The most common activation function for hidden dense layers is ReLU, which simply outputs zero for any negative value and passes positive values through unchanged. It’s fast and works well for most tasks. For the final layer of a network, the choice depends on what you’re trying to predict. A classification task with multiple categories typically uses softmax, which converts the layer’s raw outputs into probabilities that add up to 1. A regression task (predicting a number, like a price) uses a linear activation, which just passes the value through with no transformation.
Dense Layers vs. Convolutional Layers
If dense layers connect everything to everything, convolutional layers are the opposite: they only look at small, local patches of their input at a time. This makes convolutional layers far more efficient for tasks like image recognition, where spatial relationships between nearby pixels matter more than distant ones.
The tradeoff is parameter count. A dense layer connecting 1,000 inputs to 1,000 outputs creates 1,000,000 weight connections (plus 1,000 biases). That full connectivity becomes a serious computational burden as inputs get larger. Convolutional layers sidestep this by sharing the same small set of weights across the entire input, dramatically reducing the number of parameters. This is why image-processing networks use convolutional layers for the heavy lifting of feature extraction and reserve dense layers for the final decision-making stages.
Where Dense Layers Appear in a Network
Dense layers serve two main roles in practice. First, they act as hidden layers in simple feedforward networks, stacked on top of each other to learn increasingly abstract representations of the input data. A network for predicting house prices, for example, might have two or three dense hidden layers processing features like square footage, location, and age of the building.
Second, dense layers almost always appear at the end of more complex architectures. A convolutional neural network for image classification might have dozens of convolutional layers extracting visual features, but the final layers that actually decide “this is a cat” or “this is a dog” are dense. The same is true for many natural language processing and time-series models: specialized layers handle the structured input, and dense layers make the final prediction.
Flattening Data Before a Dense Layer
Dense layers expect their input as a simple one-dimensional list of numbers. Each element in that list connects to every neuron in the layer.
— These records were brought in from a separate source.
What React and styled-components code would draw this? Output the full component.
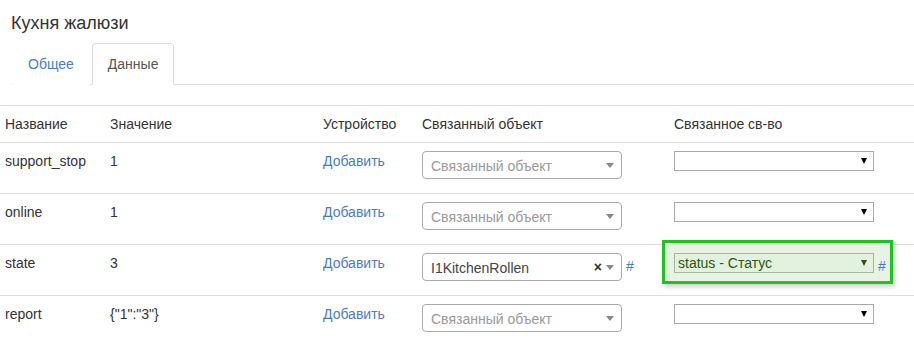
import styled, { createGlobalStyle } from "styled-components";

const GlobalStyle = createGlobalStyle`
  html, body {
    margin: 0;
    padding: 0;
    background: #fff;
  }
  body {
    font-family: "Liberation Sans", Arial, sans-serif;
    font-size: 14px;
    line-height: 20px;
    color: #333;
  }
`;

const rows = [
    { name: "support_stop", value: "1", object: null, prop: null },
    { name: "online", value: "1", object: null, prop: null },
    { name: "state", value: "3", object: "I1KitchenRollen", prop: "status - Статус" },
    { name: "report", value: '{"1":"3"}', object: null, prop: null },
];

const Select2 = ({ value }) => (
    <S.Select2Box>
        <S.Select2Text $placeholder={!value}>{value || "Связанный объект"}</S.Select2Text>
        {value && <S.Clear>×</S.Clear>}
        <S.Select2Arrow />
    </S.Select2Box>
);

const NativeSelect = ({ value, $active }) => (
    <S.NativeBox $active={$active}>
        <S.NativeText $active={$active}>{value}</S.NativeText>
        <S.NativeArrow $active={$active} />
    </S.NativeBox>
);

const App = () => {
    return (
        <>
            <GlobalStyle />
            <S.Page>
                <S.Head>
                    <S.Title>Кухня жалюзи</S.Title>
                    <S.Tabs>
                        <S.Tab>Общее</S.Tab>
                        <S.Tab $active>Данные</S.Tab>
                    </S.Tabs>
                </S.Head>

                <S.Table>
                    <colgroup>
                        <col style={{ width: 105 }} />
                        <col style={{ width: 213 }} />
                        <col style={{ width: 99 }} />
                        <col style={{ width: 252 }} />
                        <col style={{ width: 245 }} />
                    </colgroup>
                    <thead>
                        <tr>
                            <S.Th>Название</S.Th>
                            <S.Th>Значение</S.Th>
                            <S.Th>Устройство</S.Th>
                            <S.Th>Связанный объект</S.Th>
                            <S.Th>Связанное св-во</S.Th>
                        </tr>
                    </thead>
                    <tbody>
                        {rows.map((r) => (
                            <tr key={r.name}>
                                <S.Td>{r.name}</S.Td>
                                <S.Td>{r.value}</S.Td>
                                <S.Td><S.Link>Добавить</S.Link></S.Td>
                                <S.Td>
                                    <S.Inline>
                                        <Select2 value={r.object} />
                                        {r.object && <S.Hash>#</S.Hash>}
                                    </S.Inline>
                                </S.Td>
                                <S.Td $highlight={!!r.prop}>
                                    <S.Inline>
                                        <NativeSelect value={r.prop} $active={!!r.prop} />
                                        {r.prop && <S.Hash>#</S.Hash>}
                                    </S.Inline>
                                </S.Td>
                            </tr>
                        ))}
                    </tbody>
                </S.Table>
            </S.Page>
        </>
    );
};

export default App;

const S = {
    Page: styled.div`
        width: 914px;
    `,

    Head: styled.div`
        padding: 13px 0 0 11px;
    `,

    Title: styled.h4`
        margin: 0 0 10px;
        font-size: 18px;
        font-weight: normal;
        line-height: 20px;
        color: #333;
    `,

    Tabs: styled.ul`
        list-style: none;
        margin: 0;
        padding: 0 0 0 1px;
        display: flex;
        border-bottom: 1px solid #ddd;
    `,

    Tab: styled.li`
        margin: 0 2px -1px 0;
        padding: 10px 15px;
        line-height: 20px;
        border: 1px solid ${(p) => (p.$active ? "#ddd" : "transparent")};
        border-bottom-color: ${(p) => (p.$active ? "#fff" : "transparent")};
        border-radius: 4px 4px 0 0;
        background: #fff;
        color: ${(p) => (p.$active ? "#555" : "#4a7cc2")};
        cursor: pointer;
    `,

    Table: styled.table`
        margin-top: 20px;
        width: 914px;
        table-layout: fixed;
        border-collapse: collapse;
        border-spacing: 0;
    `,

    Th: styled.th`
        text-align: left;
        font-weight: normal;
        padding: 8px 5px;
        border-top: 1px solid #ddd;
        vertical-align: top;
        white-space: nowrap;
    `,

    Td: styled.td`
        position: relative;
        padding: 8px 5px 14px;
        border-top: 1px solid #ddd;
        vertical-align: top;
        white-space: nowrap;

        ${(p) =>
            p.$highlight &&
            `
            &::before {
                content: "";
                position: absolute;
                left: -7px;
                top: -5px;
                width: 231px;
                height: 44px;
                box-sizing: border-box;
                border: 3px solid #1fc31f;
                background: #e7f4e4;
                box-shadow: 2px 3px 4px rgba(0, 0, 0, 0.18);
            }
        `}
    `,

    Link: styled.a`
        color: #4a7cc2;
        cursor: pointer;
    `,

    Inline: styled.div`
        position: relative;
        z-index: 1;
        display: flex;
        align-items: flex-start;
        gap: 4px;
    `,

    Hash: styled.span`
        color: #4a7cc2;
        line-height: 20px;
        margin-top: 3px;
    `,

    Select2Box: styled.div`
        box-sizing: border-box;
        width: 200px;
        height: 28px;
        border: 1px solid #aaa;
        border-radius: 4px;
        background: #fff;
        display: flex;
        align-items: center;
        padding: 0 0 0 8px;
    `,

    Select2Text: styled.span`
        flex: 1;
        color: ${(p) => (p.$placeholder ? "#999" : "#444")};
        line-height: 26px;
        margin-top: 2px;
    `,

    Clear: styled.span`
        font-weight: bold;
        color: #333;
        font-size: 14px;
        margin-right: 4px;
    `,

    Select2Arrow: styled.span`
        width: 0;
        height: 0;
        margin: 0 7px 0 0;
        border-style: solid;
        border-width: 5px 4px 0 4px;
        border-color: #888 transparent transparent transparent;
    `,

    NativeBox: styled.div`
        box-sizing: border-box;
        width: 200px;
        height: 20px;
        border: 1px solid ${(p) => (p.$active ? "#a3b89e" : "#a9a9a9")};
        background: ${(p) => (p.$active ? "#e3f1df" : "#fff")};
        display: flex;
        align-items: center;
        padding: 0 0 0 3px;
    `,

    NativeText: styled.span`
        flex: 1;
        color: ${(p) => (p.$active ? "#285a12" : "#000")};
        font-size: 14px;
        line-height: 18px;
    `,

    NativeArrow: styled.span`
        width: 0;
        height: 0;
        margin-right: 6px;
        border-style: solid;
        border-width: 6px 3.5px 0 3.5px;
        border-color: ${(p) => (p.$active ? "#1d5a10" : "#000")} transparent transparent transparent;
    `,
};
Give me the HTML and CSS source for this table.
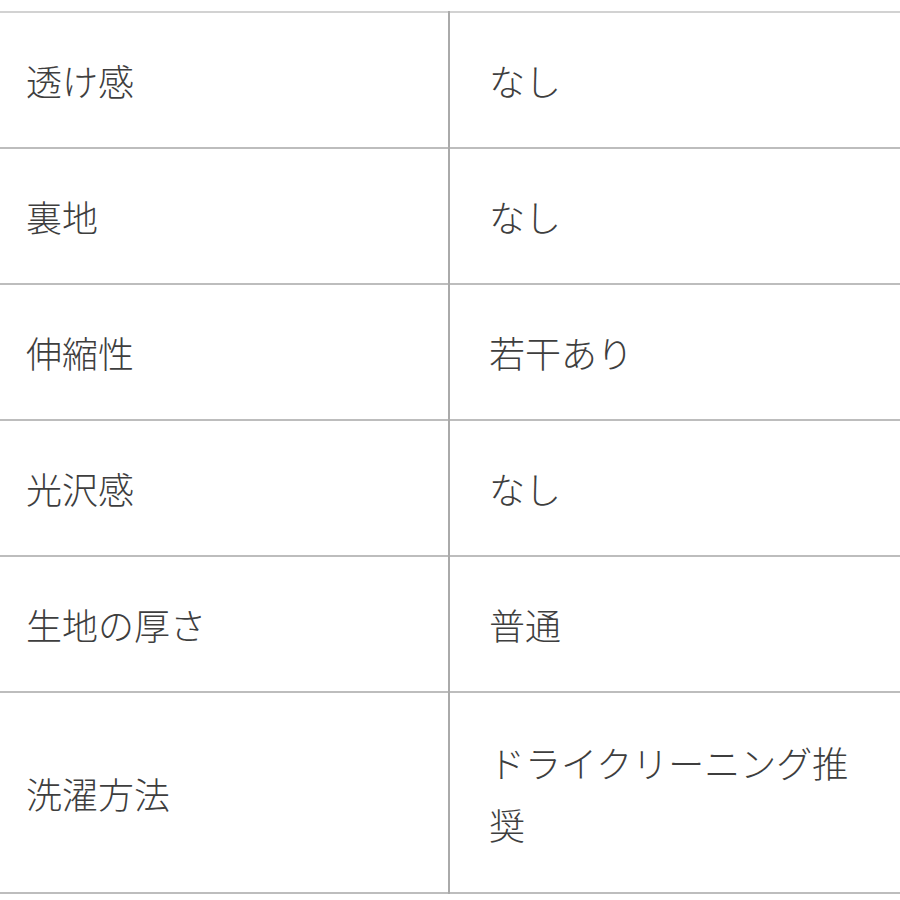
FILE: index.html
```html
<!DOCTYPE html>
<html lang="ja">
<head>
<meta charset="utf-8">
<title>素材情報</title>
<link rel="stylesheet" href="styles.css">
</head>
<body>
<div class="page">
  <table class="spec">
    <tbody>
      <tr><th>透け感</th><td>なし</td></tr>
      <tr><th>裏地</th><td>なし</td></tr>
      <tr><th>伸縮性</th><td>若干あり</td></tr>
      <tr><th>光沢感</th><td>なし</td></tr>
      <tr><th>生地の厚さ</th><td>普通</td></tr>
      <tr class="tall"><th>洗濯方法</th><td>ドライクリーニング推奨</td></tr>
    </tbody>
  </table>
</div>
</body>
</html>
```

FILE: styles.css
```css
html, body {
  margin: 0;
  padding: 0;
  background: #ffffff;
}

.page {
  padding-top: 11px;
}

.spec {
  width: 900px;
  border-collapse: collapse;
  table-layout: fixed;
  border-top: 2px solid #d2d2d2;
  font-family: "Noto Sans CJK JP", "Noto Sans", sans-serif;
  font-weight: 300;
  font-size: 36px;
  line-height: 62px;
  color: #3e3e3e;
}

.spec tr {
  border-bottom: 2px solid #bdbdbd;
}

.spec th,
.spec td {
  text-align: left;
  font-weight: 300;
  vertical-align: middle;
  height: 134px;
  box-sizing: border-box;
  padding: 36px 0;
}

.spec th {
  width: 449px;
  padding-left: 26px;
  border-right: 2px solid #aaaaaa;
}

.spec td {
  padding-left: 39px;
  padding-right: 40px;
}

.spec .tall th,
.spec .tall td {
  height: 201px;
}
```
This creates a problem when dense layers follow convolutional layers, because convolutional layers output multi-dimensional data. An image feature map might have dimensions like 7 × 7 × 64, representing a grid of 64 different feature channels.
To bridge this gap, networks insert a flatten layer that reshapes the multi-dimensional output into a single long vector. That 7 × 7 × 64 feature map becomes a vector of 3,136 values. No information is lost; the data is just rearranged into a format the dense layer can accept. It’s a structural transformation, not a learning step.
Overfitting and Dropout
Because dense layers have so many connections, they’re prone to overfitting, where the network memorizes training data instead of learning general patterns. A dense layer with thousands of neurons can easily latch onto noise in the training set that won’t appear in real-world data.
The most common fix is dropout. During training, dropout randomly deactivates a percentage of neurons in the dense layer for each batch of data, setting their outputs to zero. This forces the remaining neurons to pick up the slack, which prevents any single neuron from becoming too important. The result is a more robust network that generalizes better to new data. Dropout was originally developed specifically for fully connected layers, though variations of it now apply to other layer types as well.
Counting Parameters
Knowing how many parameters a dense layer creates helps you understand your model’s size and training requirements. The formula is simple: multiply the number of inputs by the number of neurons in the layer, then add the number of biases (one per neuron). A dense layer with 256 inputs and 128 neurons has (256 × 128) + 128 = 32,896 trainable parameters.
This scales quickly. Two consecutive dense layers of 1,024 neurons each create over a million parameters just between those two layers. For tabular data with a few dozen features, that’s rarely a problem. For high-dimensional inputs like raw images, it’s the reason convolutional and other specialized layers handle the early stages of processing, keeping the dense layers smaller and more manageable at the end of the network.